Date of Award

2016

Document Type

Open Access Dissertation

Department

Computer Science and Engineering

Sub-Department

College of Engineering and Computing

First Advisor

Csilla Farkas

Abstract

Our aim is to provide efficient partitioning and allocation of data for web service compositions. Web service compositions are represented as partial order database transactions. We accommodate a variety of transaction types, such as read-only and write-oriented transactions, to support workloads in cloud environments. We introduce an approach that partitions and allocates small units of data, called micropartitions, to multiple database nodes. Each database node stores only the data needed to support a specific workload. Transactions are routed directly to the appropriate data nodes. Our approach guarantees serializability and efficient execution.

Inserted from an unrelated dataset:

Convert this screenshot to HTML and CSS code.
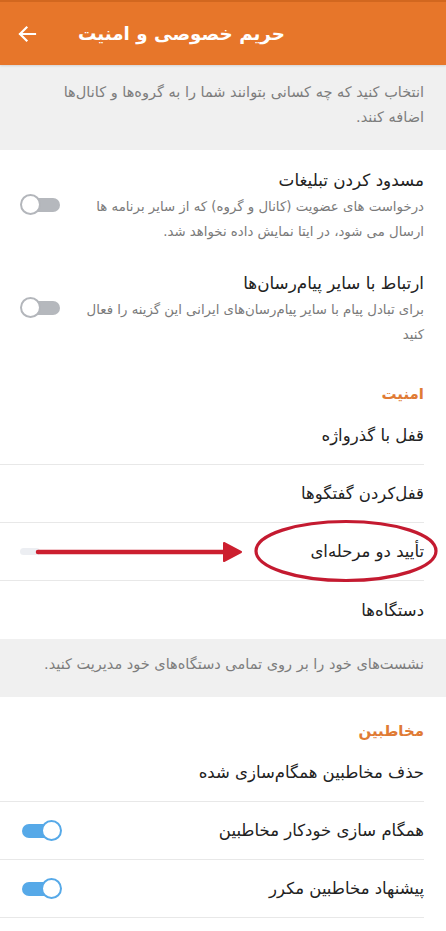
FILE: index.html
```html
<!DOCTYPE html>
<html lang="fa">
<head>
<meta charset="utf-8">
<link rel="stylesheet" href="styles.css">
</head>
<body>
<div class="screen">
  <header class="appbar">
    <svg class="back" width="20" height="18" viewBox="0 0 20 18"><path d="M18 9H3M9.5 2.5L3 9l6.5 6.5" fill="none" stroke="#fff" stroke-width="2.2" stroke-linecap="square"/></svg>
    <h1 class="title">حریم خصوصی و امنیت</h1>
  </header>

  <p class="note note-top">انتخاب کنید که چه کسانی بتوانند شما را به گروه‌ها و کانال‌ها اضافه کنند.</p>

  <div class="opt">
    <div class="opt-text">
      <div class="opt-title">مسدود کردن تبلیغات</div>
      <div class="opt-desc">درخواست های عضویت (کانال و گروه) که از سایر برنامه ها ارسال می شود، در ایتا نمایش داده نخواهد شد.</div>
    </div>
    <span class="switch"></span>
  </div>

  <div class="opt">
    <div class="opt-text">
      <div class="opt-title">ارتباط با سایر پیام‌رسان‌ها</div>
      <div class="opt-desc">برای تبادل پیام با سایر پیام‌رسان‌های ایرانی این گزینه را فعال کنید</div>
    </div>
    <span class="switch"></span>
  </div>

  <div class="section-head sec-security">امنیت</div>
  <div class="row">قفل با گذرواژه</div>
  <div class="row">قفل‌کردن گفتگوها</div>
  <div class="row row-2fa">تأیید دو مرحله‌ای<span class="ghost"></span></div>
  <div class="row row-last">دستگاه‌ها</div>

  <p class="note note-devices">نشست‌های خود را بر روی تمامی دستگاه‌های خود مدیریت کنید.</p>

  <div class="section-head sec-contacts">مخاطبین</div>
  <div class="row">حذف مخاطبین همگام‌سازی شده</div>
  <div class="row">همگام سازی خودکار مخاطبین<span class="switch on"></span></div>
  <div class="row">پیشنهاد مخاطبین مکرر<span class="switch on"></span></div>

  <svg class="annot" width="446" height="80" viewBox="0 0 446 80">
    <line x1="38" y1="42" x2="228" y2="42" stroke="#cc1f2f" stroke-width="4.5" stroke-linecap="round"/>
    <path d="M224 33 L241 42 L224 51 Z" fill="#cc1f2f" stroke="#cc1f2f" stroke-width="2" stroke-linejoin="round"/>
    <ellipse cx="346" cy="41" rx="90" ry="29.5" fill="none" stroke="#c41a30" stroke-width="3.2"/>
  </svg>
</div>
</body>
</html>
```

FILE: styles.css
```css
html, body {
  margin: 0;
  padding: 0;
  background: #ffffff;
}

.screen {
  position: relative;
  width: 446px;
  min-height: 931px;
  background: #ffffff;
  font-family: "DejaVu Sans", "Noto Sans", sans-serif;
  color: #212121;
  overflow: hidden;
}

.appbar {
  height: 65px;
  background: #e7762a;
  border-top: 2px solid #d2671f;
  box-sizing: border-box;
  display: flex;
  align-items: center;
  padding-left: 17px;
  box-shadow: 0 1px 2px rgba(0,0,0,0.12);
  position: relative;
  z-index: 1;
}

.back {
  display: block;
  flex: none;
}

.title {
  margin: 0 0 0 41px;
  font-size: 18.3px;
  font-weight: bold;
  color: #ffffff;
  direction: rtl;
  white-space: nowrap;
}

.note {
  margin: 0;
  background: #f0f0f0;
  color: #7d7d7d;
  font-size: 14.5px;
  line-height: 25px;
  direction: rtl;
  text-align: right;
  padding: 15px 22px 20px 30px;
}

.note-devices {
  padding: 12px 22px 20px 20px;
  line-height: 26px;
}

.opt {
  display: flex;
  direction: rtl;
  align-items: center;
  justify-content: space-between;
  padding: 16px 22px 9px 20px;
}

.opt-text {
  flex: 1;
  text-align: right;
  padding-left: 18px;
}

.opt-title {
  font-size: 16.8px;
  line-height: 28px;
  color: #222;
}

.opt-desc {
  font-size: 13.3px;
  line-height: 25px;
  color: #7a7a7a;
}

.switch {
  position: relative;
  flex: none;
  width: 40px;
  height: 22px;
  display: inline-block;
}

.switch::before {
  content: "";
  position: absolute;
  left: 4px;
  right: 0;
  top: 4px;
  height: 14px;
  border-radius: 7px;
  background: #b5b8bd;
}

.switch::after {
  content: "";
  position: absolute;
  left: 0;
  top: 0;
  width: 17px;
  height: 17px;
  border-radius: 50%;
  background: #ffffff;
  border: 2.5px solid #b3b6bb;
}

.switch.on::before {
  left: 0;
  right: 4px;
  background: #56a9e8;
}

.switch.on::after {
  left: auto;
  right: 0;
  border-color: #56a9e8;
}

.section-head {
  direction: rtl;
  text-align: right;
  color: #e07b35;
  font-size: 15px;
  font-weight: bold;
  line-height: 24px;
  padding: 26px 22px 1px 20px;
}

.sec-contacts {
  padding-top: 22px;
}

.row {
  position: relative;
  display: flex;
  direction: rtl;
  align-items: center;
  justify-content: space-between;
  height: 58px;
  box-sizing: border-box;
  margin-right: 22px;
  padding: 0 0 0 20px;
  border-bottom: 1px solid #e8e8e8;
  font-size: 16.5px;
  color: #222;
}

.row .switch {
  margin-left: 2px;
}

.row-last {
  border-bottom: none;
}

.ghost {
  display: block;
  width: 20px;
  height: 7px;
  border-radius: 4px;
  background: #eceef2;
}

.annot {
  position: absolute;
  left: 0;
  top: 510px;
  pointer-events: none;
}
```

In Phase 1, we cluster transactions based on data requirements. We associate each cluster with an abstract query definition. An abstract query represents the minimal data requirement that would satisfy all the queries that belong to a given cluster. A micropartition is generated by executing the abstract query on the original database.

We show that our abstract query definition is complete and minimal. Intuitively, completeness means that all queries of the corresponding cluster can be correctly answered using the micropartition generated from the abstract query. The minimality property means that no smaller partition of the data can satisfy all of the queries in the cluster.

We also aim to support efficient web services execution. Our approach reduces the number of data accesses to distributed data. We also aim to limit the number of replica updates. Our empirical results show that the partitioning approach improves data access efficiency over standard partitioning of data.

In Phase 2, we investigate the performance improvement via parallel execution.Based on the data allocation achieved in Phase I, we develop a scheduling approach. Our approach guarantees serializability while efficiently exploiting parallel execution of web services.

We achieve conflict serializability by scheduling conflicting operations in a predefined order. This order is based on the calculation of a minimal delay requirement. We use this delay to schedule services to preserve serializability without the traditional locking mechanisms.